- [CHALLENGE]: Write the material out again in full, word for word. Do not include the pictures.

- [INFORMATION SHOWN]:
START
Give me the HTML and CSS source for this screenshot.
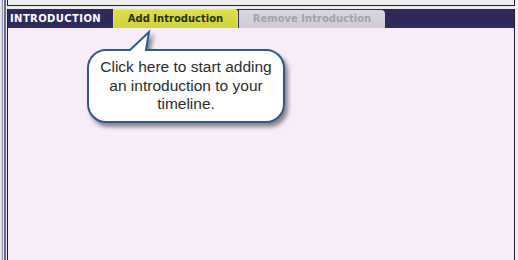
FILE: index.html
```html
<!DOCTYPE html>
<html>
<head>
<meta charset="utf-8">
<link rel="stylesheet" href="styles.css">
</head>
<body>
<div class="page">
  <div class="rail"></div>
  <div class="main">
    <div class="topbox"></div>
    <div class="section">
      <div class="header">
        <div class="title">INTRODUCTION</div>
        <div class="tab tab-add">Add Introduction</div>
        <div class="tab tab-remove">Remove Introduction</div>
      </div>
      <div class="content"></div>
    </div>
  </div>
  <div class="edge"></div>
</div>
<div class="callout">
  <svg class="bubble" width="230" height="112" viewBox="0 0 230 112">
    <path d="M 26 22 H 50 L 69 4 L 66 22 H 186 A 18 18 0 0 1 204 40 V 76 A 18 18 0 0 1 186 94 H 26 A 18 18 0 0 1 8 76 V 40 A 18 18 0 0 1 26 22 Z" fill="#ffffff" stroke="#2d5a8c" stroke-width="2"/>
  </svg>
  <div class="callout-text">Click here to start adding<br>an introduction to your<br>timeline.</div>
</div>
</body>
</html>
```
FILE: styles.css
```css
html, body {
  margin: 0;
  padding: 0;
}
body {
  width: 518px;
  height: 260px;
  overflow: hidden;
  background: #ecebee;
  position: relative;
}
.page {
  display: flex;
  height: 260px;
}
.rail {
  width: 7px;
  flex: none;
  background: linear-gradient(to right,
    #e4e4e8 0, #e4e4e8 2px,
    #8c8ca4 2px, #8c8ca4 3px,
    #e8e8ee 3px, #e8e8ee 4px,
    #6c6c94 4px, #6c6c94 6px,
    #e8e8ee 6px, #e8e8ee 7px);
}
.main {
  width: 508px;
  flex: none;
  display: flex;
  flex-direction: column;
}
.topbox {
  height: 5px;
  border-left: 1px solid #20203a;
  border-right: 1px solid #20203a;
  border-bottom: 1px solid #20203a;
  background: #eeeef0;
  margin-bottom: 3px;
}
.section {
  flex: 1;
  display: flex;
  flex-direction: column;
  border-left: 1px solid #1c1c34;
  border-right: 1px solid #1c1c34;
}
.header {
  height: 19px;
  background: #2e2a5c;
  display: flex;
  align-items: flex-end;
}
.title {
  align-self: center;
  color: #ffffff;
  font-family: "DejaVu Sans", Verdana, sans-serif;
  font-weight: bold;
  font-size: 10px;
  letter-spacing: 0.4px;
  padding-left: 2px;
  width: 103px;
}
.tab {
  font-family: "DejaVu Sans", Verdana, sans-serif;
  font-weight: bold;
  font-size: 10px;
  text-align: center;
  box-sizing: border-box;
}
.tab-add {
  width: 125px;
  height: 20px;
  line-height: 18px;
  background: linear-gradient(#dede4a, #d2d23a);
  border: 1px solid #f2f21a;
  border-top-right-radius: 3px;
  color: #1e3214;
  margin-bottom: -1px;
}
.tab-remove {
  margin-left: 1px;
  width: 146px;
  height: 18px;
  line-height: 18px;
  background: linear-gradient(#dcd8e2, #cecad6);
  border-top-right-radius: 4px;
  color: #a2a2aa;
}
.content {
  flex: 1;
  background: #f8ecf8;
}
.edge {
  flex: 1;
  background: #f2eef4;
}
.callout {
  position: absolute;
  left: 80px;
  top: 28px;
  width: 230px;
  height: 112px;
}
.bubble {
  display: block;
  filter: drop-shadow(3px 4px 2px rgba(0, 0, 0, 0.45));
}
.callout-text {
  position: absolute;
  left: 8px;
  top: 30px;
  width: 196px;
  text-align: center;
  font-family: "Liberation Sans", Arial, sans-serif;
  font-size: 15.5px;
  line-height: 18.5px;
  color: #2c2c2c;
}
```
END
- [EXERCISE RESULT]:
Give me the HTML and CSS source for this screenshot.
FILE: index.html
```html
<!DOCTYPE html>
<html>
<head>
<meta charset="utf-8">
<link rel="stylesheet" href="styles.css">
</head>
<body>
<div class="page">
  <div class="rail"></div>
  <div class="main">
    <div class="topbox"></div>
    <div class="section">
      <div class="header">
        <div class="title">INTRODUCTION</div>
        <div class="tab tab-add">Add Introduction</div>
        <div class="tab tab-remove">Remove Introduction</div>
      </div>
      <div class="content"></div>
    </div>
  </div>
  <div class="edge"></div>
</div>
<div class="callout">
  <svg class="bubble" width="230" height="112" viewBox="0 0 230 112">
    <path d="M 26 22 H 50 L 69 4 L 66 22 H 186 A 18 18 0 0 1 204 40 V 76 A 18 18 0 0 1 186 94 H 26 A 18 18 0 0 1 8 76 V 40 A 18 18 0 0 1 26 22 Z" fill="#ffffff" stroke="#2d5a8c" stroke-width="2"/>
  </svg>
  <div class="callout-text">Click here to start adding<br>an introduction to your<br>timeline.</div>
</div>
</body>
</html>
```
FILE: styles.css
```css
html, body {
  margin: 0;
  padding: 0;
}
body {
  width: 518px;
  height: 260px;
  overflow: hidden;
  background: #ecebee;
  position: relative;
}
.page {
  display: flex;
  height: 260px;
}
.rail {
  width: 7px;
  flex: none;
  background: linear-gradient(to right,
    #e4e4e8 0, #e4e4e8 2px,
    #8c8ca4 2px, #8c8ca4 3px,
    #e8e8ee 3px, #e8e8ee 4px,
    #6c6c94 4px, #6c6c94 6px,
    #e8e8ee 6px, #e8e8ee 7px);
}
.main {
  width: 508px;
  flex: none;
  display: flex;
  flex-direction: column;
}
.topbox {
  height: 5px;
  border-left: 1px solid #20203a;
  border-right: 1px solid #20203a;
  border-bottom: 1px solid #20203a;
  background: #eeeef0;
  margin-bottom: 3px;
}
.section {
  flex: 1;
  display: flex;
  flex-direction: column;
  border-left: 1px solid #1c1c34;
  border-right: 1px solid #1c1c34;
}
.header {
  height: 19px;
  background: #2e2a5c;
  display: flex;
  align-items: flex-end;
}
.title {
  align-self: center;
  color: #ffffff;
  font-family: "DejaVu Sans", Verdana, sans-serif;
  font-weight: bold;
  font-size: 10px;
  letter-spacing: 0.4px;
  padding-left: 2px;
  width: 103px;
}
.tab {
  font-family: "DejaVu Sans", Verdana, sans-serif;
  font-weight: bold;
  font-size: 10px;
  text-align: center;
  box-sizing: border-box;
}
.tab-add {
  width: 125px;
  height: 20px;
  line-height: 18px;
  background: linear-gradient(#dede4a, #d2d23a);
  border: 1px solid #f2f21a;
  border-top-right-radius: 3px;
  color: #1e3214;
  margin-bottom: -1px;
}
.tab-remove {
  margin-left: 1px;
  width: 146px;
  height: 18px;
  line-height: 18px;
  background: linear-gradient(#dcd8e2, #cecad6);
  border-top-right-radius: 4px;
  color: #a2a2aa;
}
.content {
  flex: 1;
  background: #f8ecf8;
}
.edge {
  flex: 1;
  background: #f2eef4;
}
.callout {
  position: absolute;
  left: 80px;
  top: 28px;
  width: 230px;
  height: 112px;
}
.bubble {
  display: block;
  filter: drop-shadow(3px 4px 2px rgba(0, 0, 0, 0.45));
}
.callout-text {
  position: absolute;
  left: 8px;
  top: 30px;
  width: 196px;
  text-align: center;
  font-family: "Liberation Sans", Arial, sans-serif;
  font-size: 15.5px;
  line-height: 18.5px;
  color: #2c2c2c;
}
```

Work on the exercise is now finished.